══ DATA LINES ══

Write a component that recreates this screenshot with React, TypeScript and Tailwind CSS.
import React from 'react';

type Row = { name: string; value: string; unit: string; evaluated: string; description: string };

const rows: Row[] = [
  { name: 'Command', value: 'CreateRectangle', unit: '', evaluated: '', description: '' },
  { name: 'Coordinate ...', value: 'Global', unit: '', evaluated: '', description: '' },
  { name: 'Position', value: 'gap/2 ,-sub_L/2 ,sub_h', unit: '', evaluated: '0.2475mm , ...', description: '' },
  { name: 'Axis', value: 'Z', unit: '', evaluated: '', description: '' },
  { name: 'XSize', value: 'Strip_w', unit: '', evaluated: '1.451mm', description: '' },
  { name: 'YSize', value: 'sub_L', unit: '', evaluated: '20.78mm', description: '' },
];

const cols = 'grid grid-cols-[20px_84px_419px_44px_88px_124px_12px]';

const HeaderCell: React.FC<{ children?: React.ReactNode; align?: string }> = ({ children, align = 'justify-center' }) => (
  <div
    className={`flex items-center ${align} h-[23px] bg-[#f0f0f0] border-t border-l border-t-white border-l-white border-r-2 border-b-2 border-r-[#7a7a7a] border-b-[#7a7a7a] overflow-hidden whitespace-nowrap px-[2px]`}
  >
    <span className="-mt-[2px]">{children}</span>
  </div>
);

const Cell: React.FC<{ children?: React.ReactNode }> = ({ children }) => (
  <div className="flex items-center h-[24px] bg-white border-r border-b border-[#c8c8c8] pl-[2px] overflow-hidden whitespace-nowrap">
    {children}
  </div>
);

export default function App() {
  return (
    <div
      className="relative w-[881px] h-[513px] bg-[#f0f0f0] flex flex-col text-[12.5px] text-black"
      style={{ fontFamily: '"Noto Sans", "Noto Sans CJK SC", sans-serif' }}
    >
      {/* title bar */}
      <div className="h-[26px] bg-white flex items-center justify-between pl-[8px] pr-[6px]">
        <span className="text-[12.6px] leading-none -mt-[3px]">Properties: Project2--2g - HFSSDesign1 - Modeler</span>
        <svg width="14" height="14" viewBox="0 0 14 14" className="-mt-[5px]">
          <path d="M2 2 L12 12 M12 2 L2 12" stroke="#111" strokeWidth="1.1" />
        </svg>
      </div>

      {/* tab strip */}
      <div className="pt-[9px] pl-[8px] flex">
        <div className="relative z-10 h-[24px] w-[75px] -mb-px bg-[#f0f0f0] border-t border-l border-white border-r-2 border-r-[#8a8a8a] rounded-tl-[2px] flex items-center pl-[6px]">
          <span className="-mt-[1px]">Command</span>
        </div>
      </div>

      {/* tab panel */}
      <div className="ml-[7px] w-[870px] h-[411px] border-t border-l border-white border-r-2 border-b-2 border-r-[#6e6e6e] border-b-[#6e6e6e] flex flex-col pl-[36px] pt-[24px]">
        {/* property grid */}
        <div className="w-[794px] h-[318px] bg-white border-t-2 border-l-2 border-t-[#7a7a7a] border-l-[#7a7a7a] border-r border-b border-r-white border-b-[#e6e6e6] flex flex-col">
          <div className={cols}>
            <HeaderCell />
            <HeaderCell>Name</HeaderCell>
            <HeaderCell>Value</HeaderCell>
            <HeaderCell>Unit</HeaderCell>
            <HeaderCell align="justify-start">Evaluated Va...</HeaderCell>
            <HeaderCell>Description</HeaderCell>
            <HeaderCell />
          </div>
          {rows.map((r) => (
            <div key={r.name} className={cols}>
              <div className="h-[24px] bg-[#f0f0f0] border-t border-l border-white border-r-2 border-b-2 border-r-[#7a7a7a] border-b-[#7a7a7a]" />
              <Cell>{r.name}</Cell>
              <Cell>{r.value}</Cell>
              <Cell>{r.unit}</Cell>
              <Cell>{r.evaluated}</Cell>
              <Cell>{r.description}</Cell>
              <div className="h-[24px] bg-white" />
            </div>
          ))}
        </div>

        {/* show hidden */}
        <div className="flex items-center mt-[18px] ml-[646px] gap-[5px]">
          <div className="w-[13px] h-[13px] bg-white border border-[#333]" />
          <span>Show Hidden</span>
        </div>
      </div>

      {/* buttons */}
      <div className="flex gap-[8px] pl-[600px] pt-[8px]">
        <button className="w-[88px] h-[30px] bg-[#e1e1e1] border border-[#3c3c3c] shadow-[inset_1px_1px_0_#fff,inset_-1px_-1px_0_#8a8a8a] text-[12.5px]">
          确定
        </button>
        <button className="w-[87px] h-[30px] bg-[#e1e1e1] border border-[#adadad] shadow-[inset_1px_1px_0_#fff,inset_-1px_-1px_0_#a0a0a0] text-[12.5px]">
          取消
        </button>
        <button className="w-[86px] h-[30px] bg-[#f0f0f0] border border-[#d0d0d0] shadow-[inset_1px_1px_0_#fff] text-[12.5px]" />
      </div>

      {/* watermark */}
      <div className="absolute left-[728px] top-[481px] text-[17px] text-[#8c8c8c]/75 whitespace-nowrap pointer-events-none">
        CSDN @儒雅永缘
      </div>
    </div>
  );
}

═══
══ DATA LINES ══

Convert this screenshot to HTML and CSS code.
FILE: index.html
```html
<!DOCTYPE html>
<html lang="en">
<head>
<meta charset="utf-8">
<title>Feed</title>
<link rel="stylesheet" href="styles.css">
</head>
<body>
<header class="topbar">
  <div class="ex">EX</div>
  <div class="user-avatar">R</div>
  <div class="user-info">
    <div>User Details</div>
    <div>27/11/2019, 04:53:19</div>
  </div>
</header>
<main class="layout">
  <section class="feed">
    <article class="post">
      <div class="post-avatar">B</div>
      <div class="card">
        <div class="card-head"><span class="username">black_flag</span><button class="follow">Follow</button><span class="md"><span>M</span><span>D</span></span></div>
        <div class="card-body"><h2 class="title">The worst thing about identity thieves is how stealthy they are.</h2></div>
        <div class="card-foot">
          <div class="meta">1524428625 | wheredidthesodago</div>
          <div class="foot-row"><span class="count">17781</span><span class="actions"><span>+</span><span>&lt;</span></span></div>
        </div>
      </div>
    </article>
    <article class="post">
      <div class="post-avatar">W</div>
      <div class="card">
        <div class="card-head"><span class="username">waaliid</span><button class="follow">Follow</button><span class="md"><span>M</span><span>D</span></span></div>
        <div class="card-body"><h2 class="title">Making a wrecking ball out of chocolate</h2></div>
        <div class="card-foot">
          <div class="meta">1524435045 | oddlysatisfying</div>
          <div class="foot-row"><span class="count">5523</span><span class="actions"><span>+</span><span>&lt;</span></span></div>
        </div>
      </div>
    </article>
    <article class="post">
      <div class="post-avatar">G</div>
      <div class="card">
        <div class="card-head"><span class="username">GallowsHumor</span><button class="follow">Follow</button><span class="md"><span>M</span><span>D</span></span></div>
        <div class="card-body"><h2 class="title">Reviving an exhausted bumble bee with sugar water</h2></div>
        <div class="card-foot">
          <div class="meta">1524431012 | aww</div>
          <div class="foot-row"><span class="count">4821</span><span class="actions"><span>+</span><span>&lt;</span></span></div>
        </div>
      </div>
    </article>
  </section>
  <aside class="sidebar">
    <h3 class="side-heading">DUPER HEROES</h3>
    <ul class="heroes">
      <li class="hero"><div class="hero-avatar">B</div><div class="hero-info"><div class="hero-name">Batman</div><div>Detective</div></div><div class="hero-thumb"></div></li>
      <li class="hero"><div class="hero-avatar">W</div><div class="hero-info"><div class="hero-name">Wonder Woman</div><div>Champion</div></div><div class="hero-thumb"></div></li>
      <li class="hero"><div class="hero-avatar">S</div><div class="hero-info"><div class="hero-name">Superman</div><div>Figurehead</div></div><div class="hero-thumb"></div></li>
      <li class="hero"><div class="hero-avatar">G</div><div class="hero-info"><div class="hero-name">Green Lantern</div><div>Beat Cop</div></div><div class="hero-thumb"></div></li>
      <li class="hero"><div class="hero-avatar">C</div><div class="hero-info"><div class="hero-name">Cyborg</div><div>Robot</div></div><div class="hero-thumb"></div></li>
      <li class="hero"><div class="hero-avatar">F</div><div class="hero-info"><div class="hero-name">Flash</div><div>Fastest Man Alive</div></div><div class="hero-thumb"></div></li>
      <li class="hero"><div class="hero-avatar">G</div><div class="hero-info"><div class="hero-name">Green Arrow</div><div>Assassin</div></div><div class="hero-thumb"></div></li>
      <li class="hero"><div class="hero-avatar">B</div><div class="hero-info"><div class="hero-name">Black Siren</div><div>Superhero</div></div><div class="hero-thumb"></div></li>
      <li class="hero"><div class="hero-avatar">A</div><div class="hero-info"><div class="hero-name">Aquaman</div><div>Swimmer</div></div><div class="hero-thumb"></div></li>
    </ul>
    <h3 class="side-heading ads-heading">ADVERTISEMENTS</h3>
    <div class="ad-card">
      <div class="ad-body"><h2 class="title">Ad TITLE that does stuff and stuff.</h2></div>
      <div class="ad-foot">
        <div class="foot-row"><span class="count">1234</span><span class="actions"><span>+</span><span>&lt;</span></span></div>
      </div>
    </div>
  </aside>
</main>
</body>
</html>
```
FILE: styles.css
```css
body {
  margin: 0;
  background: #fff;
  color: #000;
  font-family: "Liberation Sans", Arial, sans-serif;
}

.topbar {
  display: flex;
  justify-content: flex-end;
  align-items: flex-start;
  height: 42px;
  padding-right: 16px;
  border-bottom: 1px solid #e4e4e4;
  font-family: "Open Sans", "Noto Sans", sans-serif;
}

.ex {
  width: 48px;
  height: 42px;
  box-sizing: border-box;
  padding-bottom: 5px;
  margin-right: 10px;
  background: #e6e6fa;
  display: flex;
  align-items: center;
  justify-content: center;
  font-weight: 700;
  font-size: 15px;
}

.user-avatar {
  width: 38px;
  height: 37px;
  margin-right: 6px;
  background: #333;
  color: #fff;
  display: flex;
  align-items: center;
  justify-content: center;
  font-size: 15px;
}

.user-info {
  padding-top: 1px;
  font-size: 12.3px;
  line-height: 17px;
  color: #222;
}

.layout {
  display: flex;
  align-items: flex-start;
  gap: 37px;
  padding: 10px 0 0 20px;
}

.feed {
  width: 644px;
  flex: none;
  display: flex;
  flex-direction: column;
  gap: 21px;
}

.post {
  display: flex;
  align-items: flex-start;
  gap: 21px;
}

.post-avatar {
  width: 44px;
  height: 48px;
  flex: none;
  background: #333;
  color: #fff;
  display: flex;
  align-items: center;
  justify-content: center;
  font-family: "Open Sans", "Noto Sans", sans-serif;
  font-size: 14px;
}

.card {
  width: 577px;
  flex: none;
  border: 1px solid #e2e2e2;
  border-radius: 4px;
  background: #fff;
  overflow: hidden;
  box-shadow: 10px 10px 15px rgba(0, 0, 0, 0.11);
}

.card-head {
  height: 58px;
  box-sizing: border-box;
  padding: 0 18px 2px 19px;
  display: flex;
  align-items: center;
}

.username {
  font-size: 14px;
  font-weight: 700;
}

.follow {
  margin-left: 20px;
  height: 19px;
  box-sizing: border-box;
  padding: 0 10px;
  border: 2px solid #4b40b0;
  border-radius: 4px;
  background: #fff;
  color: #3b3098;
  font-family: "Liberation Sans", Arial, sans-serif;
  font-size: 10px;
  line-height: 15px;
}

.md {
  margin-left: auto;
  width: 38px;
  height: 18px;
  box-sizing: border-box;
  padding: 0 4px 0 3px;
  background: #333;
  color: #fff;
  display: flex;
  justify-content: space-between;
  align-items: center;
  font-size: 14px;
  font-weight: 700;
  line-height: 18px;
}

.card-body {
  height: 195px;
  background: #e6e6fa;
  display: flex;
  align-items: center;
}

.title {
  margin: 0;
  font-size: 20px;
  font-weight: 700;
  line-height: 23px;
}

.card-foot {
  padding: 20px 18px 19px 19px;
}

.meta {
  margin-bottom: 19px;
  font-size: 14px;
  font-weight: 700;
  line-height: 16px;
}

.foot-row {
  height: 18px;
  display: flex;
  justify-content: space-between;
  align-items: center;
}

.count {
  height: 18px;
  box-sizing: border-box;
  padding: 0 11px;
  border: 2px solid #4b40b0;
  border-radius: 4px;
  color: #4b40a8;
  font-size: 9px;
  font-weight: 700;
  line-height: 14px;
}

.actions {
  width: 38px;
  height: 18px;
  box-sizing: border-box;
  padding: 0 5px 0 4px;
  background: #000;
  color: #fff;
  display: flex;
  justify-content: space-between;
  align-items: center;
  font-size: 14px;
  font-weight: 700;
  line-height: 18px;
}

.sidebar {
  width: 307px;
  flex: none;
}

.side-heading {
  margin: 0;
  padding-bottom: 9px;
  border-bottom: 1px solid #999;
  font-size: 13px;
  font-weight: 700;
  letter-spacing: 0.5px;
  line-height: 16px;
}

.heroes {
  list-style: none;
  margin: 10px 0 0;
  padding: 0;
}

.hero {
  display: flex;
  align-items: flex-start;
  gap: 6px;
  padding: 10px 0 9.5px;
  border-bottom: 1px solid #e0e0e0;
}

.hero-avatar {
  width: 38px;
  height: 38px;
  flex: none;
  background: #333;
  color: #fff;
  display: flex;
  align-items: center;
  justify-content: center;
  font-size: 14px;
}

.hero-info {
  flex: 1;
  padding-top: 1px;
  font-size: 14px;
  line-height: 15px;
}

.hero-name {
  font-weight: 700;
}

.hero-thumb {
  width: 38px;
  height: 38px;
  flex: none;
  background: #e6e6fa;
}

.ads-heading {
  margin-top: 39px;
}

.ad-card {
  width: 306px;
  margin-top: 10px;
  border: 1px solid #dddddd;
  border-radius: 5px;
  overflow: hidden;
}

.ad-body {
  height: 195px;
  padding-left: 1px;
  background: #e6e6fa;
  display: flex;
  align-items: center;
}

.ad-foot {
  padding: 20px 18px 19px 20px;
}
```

═══
══ DATA LINES ══

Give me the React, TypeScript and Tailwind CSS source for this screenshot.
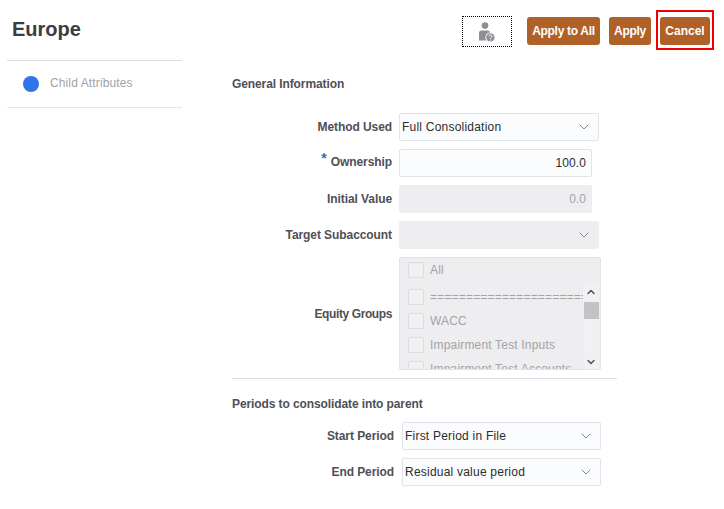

═══

Above are the records; copy every line in them that holds the word "this".

Write a component that recreates this screenshot with React, TypeScript and Tailwind CSS.
Convert this screenshot to HTML and CSS code.
Give me the React, TypeScript and Tailwind CSS source for this screenshot.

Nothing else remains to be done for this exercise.